ИБ: Да, Шмаков к Майе относился с восторгом. И она к нему была очень благосклонна. Уже когда он был совершенно болен, Шмаков, вместе с Барышниковым, отправился в Бостон на галапредставление Майи. Но там он свалился с приступом, пришлось спешно возвращать его в Нью-Йорк.
СВ: Мне об этом рассказывал Андрей Вознесенский, который поехал в Бостон в одной компании со Шмаковым. Он тогда, кажется, сочинил свой стихотворный экспромт: «Геннадий Шмаков, ты не любил в душе башмаков».
ИБ: Должен сказать, что, при всей его подонностости, Евтушенко мне все же симпатичнее, чем Вознесенский. С моей точки зрения — которая конечно же не безупречна — у Евтуха русский язык все-таки лучше. Ну, что такое Евтух? Это такая большая фабрика по сомовоспроизводству, да? Он работает исключительно на самого себя и не делает из этого секрета. То есть он абсолютно откровенен. И, в отличие от Вознесенского, не корчит из себя poete maudit — «проклятого поэта», богему, тонкача и знатока искусств. И я, между прочим, думаю, что искусство Евтушенко знает и понимает получше, чем Вознесенский.
СВ: Вы знаете, Иосиф, я уверен, что в какую-то будущую идеальную антологию русской поэзии XX века войдут при любом, самом строжайшем отборе, по десятку-другому стихотворений и Евтушенко, и Вознесенского.
ИБ: Ну это безусловно, безусловно! Да что там говорить, я знаю на память стихи и Евтуха, и Вознесенского — думаю, строк двести-триста на каждого наберется. Вполне, вполне.
СВ: И в истории русской культуры и общественно-политической жизни XX века и «Бабий Яр», и «Наследники Сталина» Евтушенко навсегда останутся.

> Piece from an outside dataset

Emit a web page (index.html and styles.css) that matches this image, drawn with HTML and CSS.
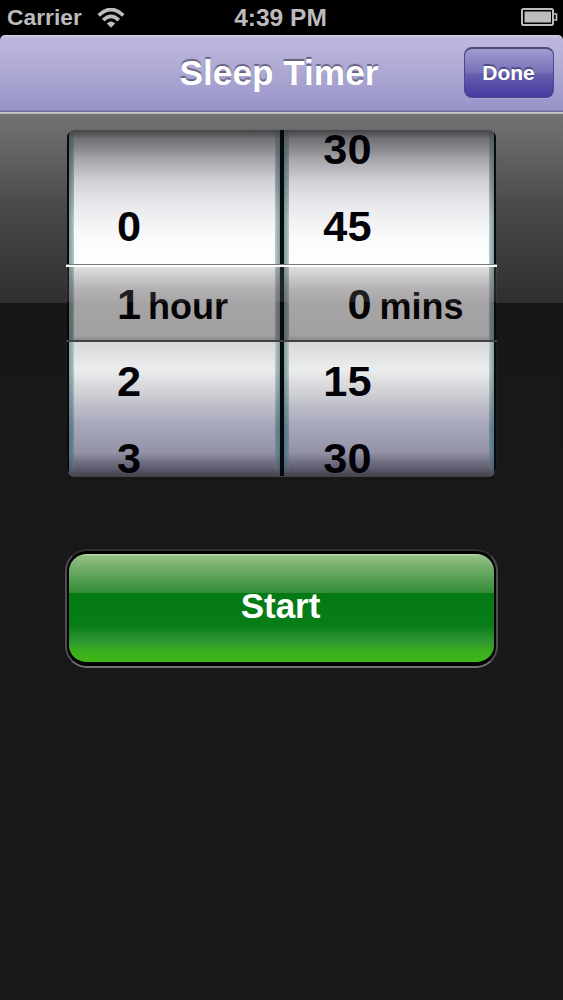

ИБ: А я не уверен, что останутся. Потому что если в ту антологию, о которой вы говорите, будет включена «Погорельщина» Клюева или, скажем, стихи Горбовского — то «Бабьему Яру» там делать нечего.
СВ: Разница в том, что произведения Клюева или Горбовского все эти десятилетия распространялись по стране в лучшем случае в списках, а то и в устной форме, а «Бабий Яр» и «Наследники Сталина» появились в газетах с миллионными тиражами, их весь Советский Союз прочел. Потому эти стихи Евтушенко и сыграли свою историческую роль.
ИБ: Ну правильно. Ну, чуваки бросали камни в разрешенном направлении, зная, что они идут на полголовы впереди обывателя. И обыватель балдел! Вот и вся их историческая роль. Все это очень просто, даже банально: у Евтуха и Вознесенского всю дорогу были какие-то друзья в ЦК партии — вторые, или третьи, или шестнадцатые секретари — и потому чуваки постоянно были более или менее в курсе дела, куда ветер завтра подует.
СВ: Скоро наступит конец xx века. У людей так уж устроено мышление, что в связи с подобными круглыми датами они всегда ожидают каких-то сверхъестественных событий, вроде конца мира.